▶ Stated exercise:
Pull out each line of the data that includes the word "this".
-- Start --
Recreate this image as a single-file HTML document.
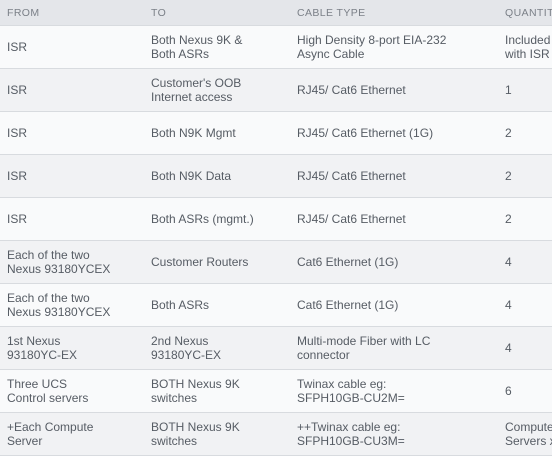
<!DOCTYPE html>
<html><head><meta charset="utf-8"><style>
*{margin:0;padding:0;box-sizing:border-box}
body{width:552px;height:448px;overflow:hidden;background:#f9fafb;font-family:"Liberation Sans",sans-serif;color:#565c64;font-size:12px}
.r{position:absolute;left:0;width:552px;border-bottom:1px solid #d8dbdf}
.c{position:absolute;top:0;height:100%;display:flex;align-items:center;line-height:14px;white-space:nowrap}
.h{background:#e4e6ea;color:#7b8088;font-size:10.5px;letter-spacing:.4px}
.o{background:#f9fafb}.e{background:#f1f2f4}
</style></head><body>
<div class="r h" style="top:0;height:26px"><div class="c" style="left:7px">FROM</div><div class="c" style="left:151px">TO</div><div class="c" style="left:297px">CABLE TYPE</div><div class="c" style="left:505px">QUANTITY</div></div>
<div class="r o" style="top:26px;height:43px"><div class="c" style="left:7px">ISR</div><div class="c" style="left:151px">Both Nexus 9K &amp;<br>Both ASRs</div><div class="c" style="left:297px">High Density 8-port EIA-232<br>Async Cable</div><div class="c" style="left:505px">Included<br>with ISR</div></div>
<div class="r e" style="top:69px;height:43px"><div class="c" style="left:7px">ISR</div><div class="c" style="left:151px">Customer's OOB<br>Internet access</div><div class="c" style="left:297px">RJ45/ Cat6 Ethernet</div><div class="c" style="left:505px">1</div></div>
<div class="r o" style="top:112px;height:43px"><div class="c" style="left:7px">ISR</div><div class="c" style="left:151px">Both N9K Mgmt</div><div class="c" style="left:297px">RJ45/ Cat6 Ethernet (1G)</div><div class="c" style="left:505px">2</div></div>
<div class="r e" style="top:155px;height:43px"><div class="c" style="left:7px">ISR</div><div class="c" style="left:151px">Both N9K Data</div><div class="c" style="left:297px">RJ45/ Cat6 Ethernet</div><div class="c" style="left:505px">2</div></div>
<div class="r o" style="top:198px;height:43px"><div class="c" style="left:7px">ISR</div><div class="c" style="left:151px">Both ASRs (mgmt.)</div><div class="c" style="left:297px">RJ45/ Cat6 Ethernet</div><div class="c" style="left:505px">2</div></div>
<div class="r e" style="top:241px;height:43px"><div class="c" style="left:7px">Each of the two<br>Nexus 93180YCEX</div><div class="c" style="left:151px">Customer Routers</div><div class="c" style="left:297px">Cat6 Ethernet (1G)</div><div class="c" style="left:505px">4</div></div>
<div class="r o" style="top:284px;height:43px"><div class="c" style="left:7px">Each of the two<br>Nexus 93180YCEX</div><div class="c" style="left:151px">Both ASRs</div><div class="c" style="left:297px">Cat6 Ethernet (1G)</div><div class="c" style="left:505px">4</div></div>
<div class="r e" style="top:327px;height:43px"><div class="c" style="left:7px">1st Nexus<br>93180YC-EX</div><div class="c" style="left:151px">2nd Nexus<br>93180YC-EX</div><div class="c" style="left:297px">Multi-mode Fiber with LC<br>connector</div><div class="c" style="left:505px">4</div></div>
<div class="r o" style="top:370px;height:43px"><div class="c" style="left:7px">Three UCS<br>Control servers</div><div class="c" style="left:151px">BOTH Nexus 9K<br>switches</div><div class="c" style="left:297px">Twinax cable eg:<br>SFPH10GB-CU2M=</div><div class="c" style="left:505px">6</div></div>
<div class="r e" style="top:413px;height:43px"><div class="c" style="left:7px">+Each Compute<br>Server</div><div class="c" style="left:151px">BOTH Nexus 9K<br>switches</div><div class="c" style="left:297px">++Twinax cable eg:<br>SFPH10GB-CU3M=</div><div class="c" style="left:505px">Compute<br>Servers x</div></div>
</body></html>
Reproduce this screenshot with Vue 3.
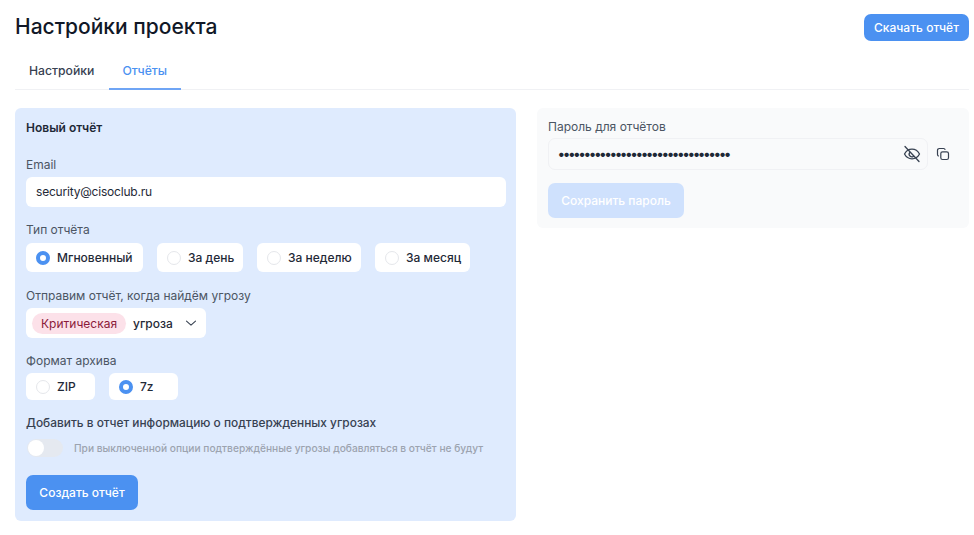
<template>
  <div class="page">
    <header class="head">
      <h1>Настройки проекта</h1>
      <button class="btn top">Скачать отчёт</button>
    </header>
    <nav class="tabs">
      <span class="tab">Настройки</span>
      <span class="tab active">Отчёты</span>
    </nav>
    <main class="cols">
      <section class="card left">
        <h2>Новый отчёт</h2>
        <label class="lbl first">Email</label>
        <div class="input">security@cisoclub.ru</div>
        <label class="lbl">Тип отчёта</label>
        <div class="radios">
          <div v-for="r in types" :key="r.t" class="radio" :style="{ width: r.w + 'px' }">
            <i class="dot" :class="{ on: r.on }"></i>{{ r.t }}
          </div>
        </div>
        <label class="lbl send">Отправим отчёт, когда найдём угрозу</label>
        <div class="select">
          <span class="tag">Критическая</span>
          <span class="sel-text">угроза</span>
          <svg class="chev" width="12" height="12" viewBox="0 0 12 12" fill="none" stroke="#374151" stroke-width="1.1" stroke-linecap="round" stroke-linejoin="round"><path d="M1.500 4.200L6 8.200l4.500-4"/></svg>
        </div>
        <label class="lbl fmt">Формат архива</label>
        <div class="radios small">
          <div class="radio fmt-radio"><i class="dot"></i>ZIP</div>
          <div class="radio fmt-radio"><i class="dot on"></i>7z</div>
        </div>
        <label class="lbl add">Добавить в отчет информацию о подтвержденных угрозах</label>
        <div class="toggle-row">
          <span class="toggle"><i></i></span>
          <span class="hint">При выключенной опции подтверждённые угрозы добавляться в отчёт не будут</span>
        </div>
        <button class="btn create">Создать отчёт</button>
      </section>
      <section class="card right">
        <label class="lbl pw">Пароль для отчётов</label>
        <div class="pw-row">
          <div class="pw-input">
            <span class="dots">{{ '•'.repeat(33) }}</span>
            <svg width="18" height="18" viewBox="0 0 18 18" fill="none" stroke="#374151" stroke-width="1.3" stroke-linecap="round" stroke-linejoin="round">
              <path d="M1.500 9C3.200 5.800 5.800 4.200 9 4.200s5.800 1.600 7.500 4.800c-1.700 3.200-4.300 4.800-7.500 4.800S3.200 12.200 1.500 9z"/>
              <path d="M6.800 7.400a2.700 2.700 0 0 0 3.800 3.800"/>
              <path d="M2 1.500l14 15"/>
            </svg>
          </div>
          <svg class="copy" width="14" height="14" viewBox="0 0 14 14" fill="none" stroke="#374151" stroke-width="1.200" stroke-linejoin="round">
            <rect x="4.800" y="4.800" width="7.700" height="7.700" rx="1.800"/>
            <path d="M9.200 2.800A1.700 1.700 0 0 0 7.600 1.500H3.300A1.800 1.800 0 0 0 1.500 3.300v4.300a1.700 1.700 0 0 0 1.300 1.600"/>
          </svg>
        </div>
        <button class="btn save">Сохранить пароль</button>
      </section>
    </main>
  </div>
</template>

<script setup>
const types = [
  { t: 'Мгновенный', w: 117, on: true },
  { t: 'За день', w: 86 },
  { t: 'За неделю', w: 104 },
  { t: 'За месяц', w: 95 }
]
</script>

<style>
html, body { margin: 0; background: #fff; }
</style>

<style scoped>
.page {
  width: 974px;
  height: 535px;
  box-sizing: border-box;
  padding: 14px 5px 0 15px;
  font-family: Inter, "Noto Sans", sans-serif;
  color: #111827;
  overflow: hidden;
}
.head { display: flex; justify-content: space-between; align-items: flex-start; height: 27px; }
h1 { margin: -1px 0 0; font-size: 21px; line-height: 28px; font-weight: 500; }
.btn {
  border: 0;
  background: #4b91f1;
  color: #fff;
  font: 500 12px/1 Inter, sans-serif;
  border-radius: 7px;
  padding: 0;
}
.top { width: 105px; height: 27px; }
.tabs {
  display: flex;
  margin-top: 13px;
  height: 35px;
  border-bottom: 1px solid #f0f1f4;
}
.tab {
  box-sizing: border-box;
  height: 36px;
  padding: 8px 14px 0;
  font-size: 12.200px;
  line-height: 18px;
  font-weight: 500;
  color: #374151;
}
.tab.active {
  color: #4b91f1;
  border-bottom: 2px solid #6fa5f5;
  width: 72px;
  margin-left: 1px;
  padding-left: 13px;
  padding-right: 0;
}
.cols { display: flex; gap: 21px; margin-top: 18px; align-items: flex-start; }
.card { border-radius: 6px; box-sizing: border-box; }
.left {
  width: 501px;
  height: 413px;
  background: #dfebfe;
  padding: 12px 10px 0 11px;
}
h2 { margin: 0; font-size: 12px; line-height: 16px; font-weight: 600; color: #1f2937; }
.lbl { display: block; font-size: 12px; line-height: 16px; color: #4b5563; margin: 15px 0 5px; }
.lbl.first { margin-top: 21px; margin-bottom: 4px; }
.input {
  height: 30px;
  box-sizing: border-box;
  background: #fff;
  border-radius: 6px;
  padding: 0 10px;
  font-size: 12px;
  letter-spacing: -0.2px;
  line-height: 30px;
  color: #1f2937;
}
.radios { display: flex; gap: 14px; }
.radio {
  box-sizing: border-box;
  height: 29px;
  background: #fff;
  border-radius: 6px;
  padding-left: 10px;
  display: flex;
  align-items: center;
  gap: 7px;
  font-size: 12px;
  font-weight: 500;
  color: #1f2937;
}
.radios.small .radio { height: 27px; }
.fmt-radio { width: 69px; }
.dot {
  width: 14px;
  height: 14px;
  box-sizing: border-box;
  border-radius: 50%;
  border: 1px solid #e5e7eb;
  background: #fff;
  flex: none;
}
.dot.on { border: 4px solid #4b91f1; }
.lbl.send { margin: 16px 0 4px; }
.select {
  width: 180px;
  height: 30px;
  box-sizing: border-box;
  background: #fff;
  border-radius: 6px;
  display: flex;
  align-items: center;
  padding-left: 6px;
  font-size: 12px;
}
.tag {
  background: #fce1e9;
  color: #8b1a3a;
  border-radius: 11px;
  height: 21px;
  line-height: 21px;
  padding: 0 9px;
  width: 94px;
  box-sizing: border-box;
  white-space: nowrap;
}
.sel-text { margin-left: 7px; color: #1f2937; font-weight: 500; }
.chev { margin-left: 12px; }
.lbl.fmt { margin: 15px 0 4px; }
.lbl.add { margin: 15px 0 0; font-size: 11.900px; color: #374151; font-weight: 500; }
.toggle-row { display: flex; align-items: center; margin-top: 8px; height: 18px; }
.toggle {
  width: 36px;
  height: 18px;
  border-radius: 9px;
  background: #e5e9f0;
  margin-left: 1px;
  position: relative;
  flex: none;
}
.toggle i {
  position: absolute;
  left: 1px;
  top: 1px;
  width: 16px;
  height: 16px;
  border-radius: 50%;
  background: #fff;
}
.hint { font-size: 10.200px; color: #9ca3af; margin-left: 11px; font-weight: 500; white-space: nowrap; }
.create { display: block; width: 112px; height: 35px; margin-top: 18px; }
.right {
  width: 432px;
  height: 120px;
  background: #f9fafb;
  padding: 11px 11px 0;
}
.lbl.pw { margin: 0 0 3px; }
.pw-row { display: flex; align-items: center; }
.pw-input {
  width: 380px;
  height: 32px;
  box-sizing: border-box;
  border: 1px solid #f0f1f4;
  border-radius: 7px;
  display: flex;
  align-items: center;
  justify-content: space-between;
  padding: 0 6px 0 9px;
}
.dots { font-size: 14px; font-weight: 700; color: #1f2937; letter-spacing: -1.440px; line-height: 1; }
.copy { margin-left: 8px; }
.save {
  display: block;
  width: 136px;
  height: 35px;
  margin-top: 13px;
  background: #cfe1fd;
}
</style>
-- End --
▶ Answer:
Recreate this image as a single-file HTML document.
Reproduce this screenshot with Vue 3.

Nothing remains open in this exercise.